STORED DATA:
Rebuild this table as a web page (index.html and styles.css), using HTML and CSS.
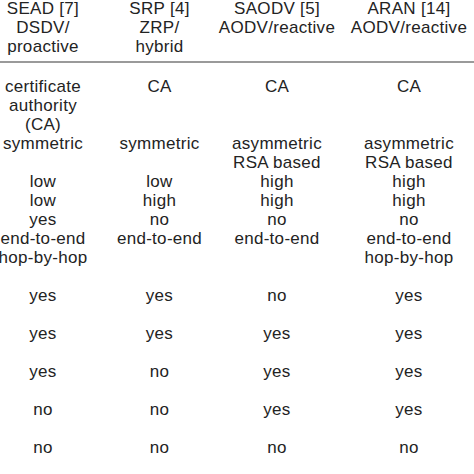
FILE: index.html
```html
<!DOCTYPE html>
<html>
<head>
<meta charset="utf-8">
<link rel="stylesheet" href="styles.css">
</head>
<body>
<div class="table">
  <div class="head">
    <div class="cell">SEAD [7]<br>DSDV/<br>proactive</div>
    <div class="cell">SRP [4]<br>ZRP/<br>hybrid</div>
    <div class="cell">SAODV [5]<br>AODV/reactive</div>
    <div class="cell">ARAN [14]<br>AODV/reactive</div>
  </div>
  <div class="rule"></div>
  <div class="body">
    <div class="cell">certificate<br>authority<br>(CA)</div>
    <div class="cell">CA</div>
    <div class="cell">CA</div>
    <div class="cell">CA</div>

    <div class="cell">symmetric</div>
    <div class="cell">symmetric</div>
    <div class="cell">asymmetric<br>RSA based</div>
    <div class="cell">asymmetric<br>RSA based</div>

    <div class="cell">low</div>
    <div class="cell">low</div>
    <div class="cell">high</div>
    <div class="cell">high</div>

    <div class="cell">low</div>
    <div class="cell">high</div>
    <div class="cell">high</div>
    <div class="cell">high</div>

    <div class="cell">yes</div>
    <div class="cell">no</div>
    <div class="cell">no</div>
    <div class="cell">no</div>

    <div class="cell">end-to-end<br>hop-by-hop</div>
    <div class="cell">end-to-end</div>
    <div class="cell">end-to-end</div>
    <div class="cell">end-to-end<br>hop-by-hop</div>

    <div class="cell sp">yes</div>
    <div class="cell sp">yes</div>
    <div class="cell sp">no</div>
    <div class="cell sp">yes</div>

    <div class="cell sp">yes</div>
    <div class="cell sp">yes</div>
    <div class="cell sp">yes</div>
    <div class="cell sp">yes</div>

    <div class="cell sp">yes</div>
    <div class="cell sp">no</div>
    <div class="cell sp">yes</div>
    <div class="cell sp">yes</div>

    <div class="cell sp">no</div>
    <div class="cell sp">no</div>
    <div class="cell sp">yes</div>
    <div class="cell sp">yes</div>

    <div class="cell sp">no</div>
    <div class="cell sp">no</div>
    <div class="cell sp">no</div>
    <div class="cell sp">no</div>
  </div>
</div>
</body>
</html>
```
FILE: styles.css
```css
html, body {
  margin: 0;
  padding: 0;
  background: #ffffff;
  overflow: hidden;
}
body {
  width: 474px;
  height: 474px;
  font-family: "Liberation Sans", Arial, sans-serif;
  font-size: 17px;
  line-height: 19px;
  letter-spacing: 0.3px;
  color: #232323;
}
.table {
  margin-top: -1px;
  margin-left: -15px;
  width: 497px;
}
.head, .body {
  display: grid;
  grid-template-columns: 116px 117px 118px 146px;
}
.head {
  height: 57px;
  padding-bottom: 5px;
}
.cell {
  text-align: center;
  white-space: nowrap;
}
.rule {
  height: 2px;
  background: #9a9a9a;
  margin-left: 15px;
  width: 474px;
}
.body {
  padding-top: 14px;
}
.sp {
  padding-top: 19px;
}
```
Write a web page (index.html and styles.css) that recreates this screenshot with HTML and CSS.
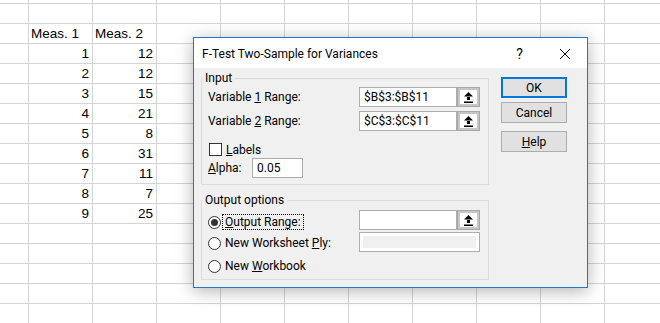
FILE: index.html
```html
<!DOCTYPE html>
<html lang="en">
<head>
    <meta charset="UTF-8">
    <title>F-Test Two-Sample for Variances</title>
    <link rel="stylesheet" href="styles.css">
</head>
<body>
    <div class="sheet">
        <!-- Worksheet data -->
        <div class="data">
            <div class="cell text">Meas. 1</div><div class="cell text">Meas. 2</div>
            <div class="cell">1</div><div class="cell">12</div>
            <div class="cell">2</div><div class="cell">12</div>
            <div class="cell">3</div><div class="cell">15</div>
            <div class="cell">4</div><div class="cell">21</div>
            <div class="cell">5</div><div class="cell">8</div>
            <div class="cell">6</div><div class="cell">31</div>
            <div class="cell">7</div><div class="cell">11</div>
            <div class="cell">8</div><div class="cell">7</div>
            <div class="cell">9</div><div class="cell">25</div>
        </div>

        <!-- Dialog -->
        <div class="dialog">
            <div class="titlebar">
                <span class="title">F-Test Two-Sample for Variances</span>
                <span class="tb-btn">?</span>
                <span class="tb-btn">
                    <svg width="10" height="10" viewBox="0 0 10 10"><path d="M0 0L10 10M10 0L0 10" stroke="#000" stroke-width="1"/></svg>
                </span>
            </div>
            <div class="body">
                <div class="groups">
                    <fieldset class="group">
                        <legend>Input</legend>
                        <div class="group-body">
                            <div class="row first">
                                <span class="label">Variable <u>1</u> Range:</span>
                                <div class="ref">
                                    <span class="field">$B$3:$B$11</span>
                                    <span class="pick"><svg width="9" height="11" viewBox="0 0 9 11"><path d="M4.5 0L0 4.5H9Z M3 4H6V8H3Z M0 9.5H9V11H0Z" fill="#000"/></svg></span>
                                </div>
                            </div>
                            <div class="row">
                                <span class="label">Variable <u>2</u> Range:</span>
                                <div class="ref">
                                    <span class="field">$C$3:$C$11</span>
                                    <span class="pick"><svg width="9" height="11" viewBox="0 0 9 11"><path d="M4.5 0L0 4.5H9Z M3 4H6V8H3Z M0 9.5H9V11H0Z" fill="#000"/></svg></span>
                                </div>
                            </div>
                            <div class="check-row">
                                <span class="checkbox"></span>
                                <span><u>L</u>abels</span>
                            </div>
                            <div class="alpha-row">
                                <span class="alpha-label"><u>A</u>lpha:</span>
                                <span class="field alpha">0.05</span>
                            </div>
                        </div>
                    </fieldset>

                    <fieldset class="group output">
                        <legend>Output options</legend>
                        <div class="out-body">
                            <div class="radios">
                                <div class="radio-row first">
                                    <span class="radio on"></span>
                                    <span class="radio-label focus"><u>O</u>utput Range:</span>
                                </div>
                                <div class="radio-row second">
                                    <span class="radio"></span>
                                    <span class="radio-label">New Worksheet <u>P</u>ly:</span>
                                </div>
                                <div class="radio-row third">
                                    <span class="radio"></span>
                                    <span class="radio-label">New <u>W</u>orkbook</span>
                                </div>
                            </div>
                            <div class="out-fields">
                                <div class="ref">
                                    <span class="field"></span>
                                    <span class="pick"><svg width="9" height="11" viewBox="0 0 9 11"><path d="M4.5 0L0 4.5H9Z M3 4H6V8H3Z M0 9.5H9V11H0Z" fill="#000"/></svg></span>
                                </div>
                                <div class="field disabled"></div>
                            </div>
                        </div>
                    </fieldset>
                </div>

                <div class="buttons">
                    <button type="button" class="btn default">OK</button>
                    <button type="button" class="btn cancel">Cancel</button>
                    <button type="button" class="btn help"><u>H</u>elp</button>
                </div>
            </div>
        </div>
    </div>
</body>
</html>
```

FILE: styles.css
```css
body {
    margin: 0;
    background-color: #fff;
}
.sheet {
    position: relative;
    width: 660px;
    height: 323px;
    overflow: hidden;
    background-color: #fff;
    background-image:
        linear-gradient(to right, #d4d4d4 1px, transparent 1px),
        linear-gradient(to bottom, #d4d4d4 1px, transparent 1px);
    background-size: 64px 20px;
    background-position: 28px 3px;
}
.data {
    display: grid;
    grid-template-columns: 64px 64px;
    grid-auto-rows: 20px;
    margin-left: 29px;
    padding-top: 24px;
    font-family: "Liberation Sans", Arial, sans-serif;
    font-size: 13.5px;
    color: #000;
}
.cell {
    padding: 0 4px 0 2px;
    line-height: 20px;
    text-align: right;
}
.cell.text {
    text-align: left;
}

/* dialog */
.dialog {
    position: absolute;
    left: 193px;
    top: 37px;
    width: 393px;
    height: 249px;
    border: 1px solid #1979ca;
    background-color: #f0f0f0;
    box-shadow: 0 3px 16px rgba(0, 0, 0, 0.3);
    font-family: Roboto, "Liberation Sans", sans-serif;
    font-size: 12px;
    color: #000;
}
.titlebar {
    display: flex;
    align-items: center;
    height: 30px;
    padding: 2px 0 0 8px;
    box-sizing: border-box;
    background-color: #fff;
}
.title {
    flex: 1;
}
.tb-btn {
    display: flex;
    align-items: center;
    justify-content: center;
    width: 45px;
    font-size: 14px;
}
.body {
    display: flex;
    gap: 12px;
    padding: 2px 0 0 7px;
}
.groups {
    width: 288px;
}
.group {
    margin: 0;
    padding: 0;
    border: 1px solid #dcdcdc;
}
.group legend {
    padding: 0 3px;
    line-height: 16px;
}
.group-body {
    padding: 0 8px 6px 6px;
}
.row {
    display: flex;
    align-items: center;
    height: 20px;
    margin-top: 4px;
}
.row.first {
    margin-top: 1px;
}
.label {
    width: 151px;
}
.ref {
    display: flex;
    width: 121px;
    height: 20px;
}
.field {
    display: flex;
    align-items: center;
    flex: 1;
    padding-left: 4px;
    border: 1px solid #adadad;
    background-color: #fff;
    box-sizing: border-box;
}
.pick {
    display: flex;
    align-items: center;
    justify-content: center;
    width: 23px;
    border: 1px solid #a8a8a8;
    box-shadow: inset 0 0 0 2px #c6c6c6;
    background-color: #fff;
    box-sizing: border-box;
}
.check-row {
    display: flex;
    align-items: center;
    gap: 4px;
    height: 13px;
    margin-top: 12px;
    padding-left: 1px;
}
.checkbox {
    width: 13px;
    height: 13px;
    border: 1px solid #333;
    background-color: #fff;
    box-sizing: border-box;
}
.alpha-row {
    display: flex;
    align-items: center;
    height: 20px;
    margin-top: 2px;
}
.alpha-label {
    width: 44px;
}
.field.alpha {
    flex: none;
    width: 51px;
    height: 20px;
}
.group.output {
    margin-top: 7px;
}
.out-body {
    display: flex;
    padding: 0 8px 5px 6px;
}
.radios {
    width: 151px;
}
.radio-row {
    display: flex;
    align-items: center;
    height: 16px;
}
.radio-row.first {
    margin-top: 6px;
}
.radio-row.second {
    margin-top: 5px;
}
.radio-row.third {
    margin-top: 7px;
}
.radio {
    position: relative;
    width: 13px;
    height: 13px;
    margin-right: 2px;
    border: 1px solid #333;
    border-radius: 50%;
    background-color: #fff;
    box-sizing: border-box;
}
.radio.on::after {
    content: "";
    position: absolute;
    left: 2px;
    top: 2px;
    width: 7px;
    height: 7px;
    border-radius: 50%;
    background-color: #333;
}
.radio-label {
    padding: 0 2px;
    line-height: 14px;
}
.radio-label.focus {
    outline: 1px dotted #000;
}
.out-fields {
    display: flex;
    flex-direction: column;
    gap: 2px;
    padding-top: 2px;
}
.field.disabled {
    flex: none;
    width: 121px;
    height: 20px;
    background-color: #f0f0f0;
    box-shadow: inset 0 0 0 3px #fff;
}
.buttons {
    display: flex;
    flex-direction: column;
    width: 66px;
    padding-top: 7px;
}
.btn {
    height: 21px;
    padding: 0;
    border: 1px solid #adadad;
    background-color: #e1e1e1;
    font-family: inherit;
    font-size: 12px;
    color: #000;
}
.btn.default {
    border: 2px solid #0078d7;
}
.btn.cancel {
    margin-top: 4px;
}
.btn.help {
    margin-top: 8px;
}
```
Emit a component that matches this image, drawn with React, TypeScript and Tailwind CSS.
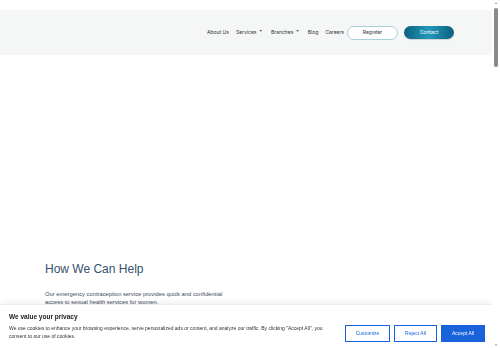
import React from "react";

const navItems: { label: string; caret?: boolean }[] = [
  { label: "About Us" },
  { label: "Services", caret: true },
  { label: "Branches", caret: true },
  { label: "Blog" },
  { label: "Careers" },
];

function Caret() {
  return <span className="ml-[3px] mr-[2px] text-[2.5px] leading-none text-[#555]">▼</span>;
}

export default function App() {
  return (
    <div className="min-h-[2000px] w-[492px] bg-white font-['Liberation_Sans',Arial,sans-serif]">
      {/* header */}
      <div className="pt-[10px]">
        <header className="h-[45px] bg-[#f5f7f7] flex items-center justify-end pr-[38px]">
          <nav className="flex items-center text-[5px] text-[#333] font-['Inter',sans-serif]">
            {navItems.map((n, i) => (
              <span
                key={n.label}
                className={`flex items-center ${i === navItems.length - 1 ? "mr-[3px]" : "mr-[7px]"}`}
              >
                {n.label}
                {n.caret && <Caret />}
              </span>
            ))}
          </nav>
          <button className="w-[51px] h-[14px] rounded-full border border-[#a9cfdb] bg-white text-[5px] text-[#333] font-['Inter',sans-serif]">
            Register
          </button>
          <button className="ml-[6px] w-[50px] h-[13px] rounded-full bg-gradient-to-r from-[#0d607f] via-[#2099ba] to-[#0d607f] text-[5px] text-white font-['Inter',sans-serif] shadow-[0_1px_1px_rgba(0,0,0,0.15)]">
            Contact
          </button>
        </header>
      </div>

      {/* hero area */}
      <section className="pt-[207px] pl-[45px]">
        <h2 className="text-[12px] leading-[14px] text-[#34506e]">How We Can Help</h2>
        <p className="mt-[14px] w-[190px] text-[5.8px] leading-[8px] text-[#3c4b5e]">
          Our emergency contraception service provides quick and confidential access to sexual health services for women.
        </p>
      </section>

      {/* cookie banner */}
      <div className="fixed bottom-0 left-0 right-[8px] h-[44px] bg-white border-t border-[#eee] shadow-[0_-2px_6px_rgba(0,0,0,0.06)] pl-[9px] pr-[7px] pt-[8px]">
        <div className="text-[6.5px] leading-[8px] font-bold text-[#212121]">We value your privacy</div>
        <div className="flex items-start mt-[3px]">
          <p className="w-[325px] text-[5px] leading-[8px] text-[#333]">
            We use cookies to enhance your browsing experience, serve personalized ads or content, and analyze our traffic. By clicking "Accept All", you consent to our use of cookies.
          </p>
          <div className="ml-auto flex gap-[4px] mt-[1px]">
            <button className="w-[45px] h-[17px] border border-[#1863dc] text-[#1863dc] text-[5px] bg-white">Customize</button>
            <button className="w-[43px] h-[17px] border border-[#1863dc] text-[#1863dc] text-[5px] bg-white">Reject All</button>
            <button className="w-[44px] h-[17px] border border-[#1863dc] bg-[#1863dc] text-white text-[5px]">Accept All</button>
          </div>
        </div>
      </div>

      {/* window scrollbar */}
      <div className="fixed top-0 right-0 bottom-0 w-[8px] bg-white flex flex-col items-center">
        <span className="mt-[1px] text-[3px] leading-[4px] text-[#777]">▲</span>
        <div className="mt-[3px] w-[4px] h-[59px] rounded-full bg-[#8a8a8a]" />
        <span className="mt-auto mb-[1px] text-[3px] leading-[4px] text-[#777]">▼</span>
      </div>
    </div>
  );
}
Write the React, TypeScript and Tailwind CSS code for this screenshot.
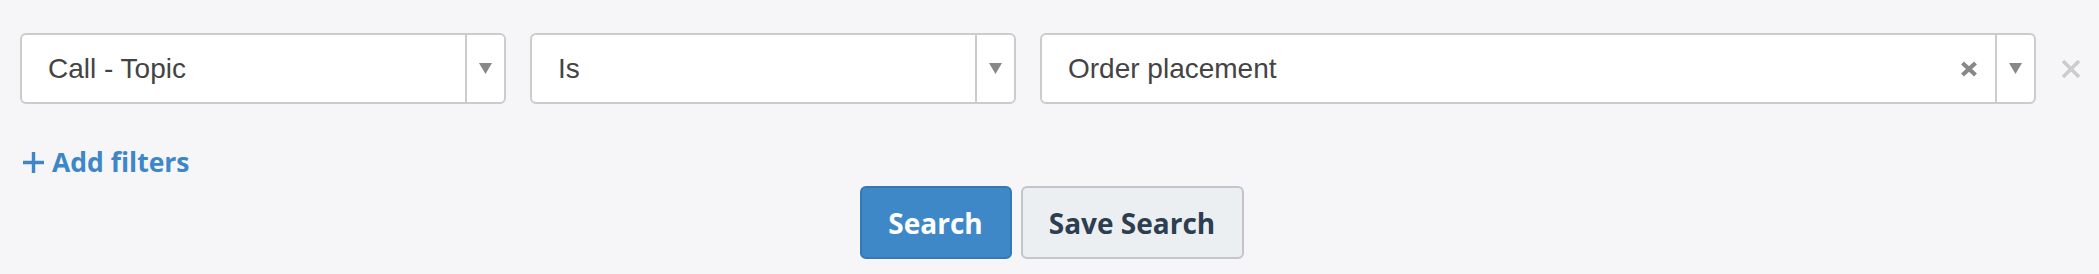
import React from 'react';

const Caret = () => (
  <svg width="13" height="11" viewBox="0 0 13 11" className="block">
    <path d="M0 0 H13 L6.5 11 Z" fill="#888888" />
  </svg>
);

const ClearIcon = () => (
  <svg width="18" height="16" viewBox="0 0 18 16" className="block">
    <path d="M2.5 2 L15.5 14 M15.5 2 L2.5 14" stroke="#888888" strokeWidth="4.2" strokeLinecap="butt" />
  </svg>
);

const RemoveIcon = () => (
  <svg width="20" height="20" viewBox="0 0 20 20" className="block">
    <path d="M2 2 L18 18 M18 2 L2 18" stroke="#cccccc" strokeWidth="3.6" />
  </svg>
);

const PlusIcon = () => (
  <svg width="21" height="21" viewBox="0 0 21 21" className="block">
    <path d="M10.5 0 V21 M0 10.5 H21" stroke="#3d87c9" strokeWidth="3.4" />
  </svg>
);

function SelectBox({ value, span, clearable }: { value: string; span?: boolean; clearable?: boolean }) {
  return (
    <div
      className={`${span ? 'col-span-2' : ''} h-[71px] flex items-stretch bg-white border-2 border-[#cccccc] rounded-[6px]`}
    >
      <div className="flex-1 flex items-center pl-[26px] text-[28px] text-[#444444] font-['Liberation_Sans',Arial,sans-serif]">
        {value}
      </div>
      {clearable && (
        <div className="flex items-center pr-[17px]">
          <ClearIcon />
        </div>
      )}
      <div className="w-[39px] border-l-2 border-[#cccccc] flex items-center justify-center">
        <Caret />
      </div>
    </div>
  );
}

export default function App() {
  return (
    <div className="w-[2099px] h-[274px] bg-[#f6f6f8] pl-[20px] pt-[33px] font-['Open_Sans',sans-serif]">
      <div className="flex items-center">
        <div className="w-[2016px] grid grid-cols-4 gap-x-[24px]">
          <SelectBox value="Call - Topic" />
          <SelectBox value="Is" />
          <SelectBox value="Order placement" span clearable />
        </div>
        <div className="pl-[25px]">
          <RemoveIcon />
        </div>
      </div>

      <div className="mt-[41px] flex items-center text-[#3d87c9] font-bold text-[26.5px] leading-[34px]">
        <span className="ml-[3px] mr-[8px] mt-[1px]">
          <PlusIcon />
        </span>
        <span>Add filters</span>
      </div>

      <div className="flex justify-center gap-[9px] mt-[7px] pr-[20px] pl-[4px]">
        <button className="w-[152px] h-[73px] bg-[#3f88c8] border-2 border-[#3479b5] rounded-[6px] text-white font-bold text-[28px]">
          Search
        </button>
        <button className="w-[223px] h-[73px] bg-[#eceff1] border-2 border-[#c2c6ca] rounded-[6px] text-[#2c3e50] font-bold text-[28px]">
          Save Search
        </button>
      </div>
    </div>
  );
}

YOUR TASK: Scan the listing above for the word "styles" and copy every line that holds it.

CORRECT RESPONSE:
Rebuild this table as a web page (index.html and styles.css), using HTML and CSS.
<link rel="stylesheet" href="styles.css">
FILE: styles.css
Write a web page (index.html and styles.css) that recreates this screenshot with HTML and CSS.
    <link rel="stylesheet" href="styles.css">
FILE: styles.css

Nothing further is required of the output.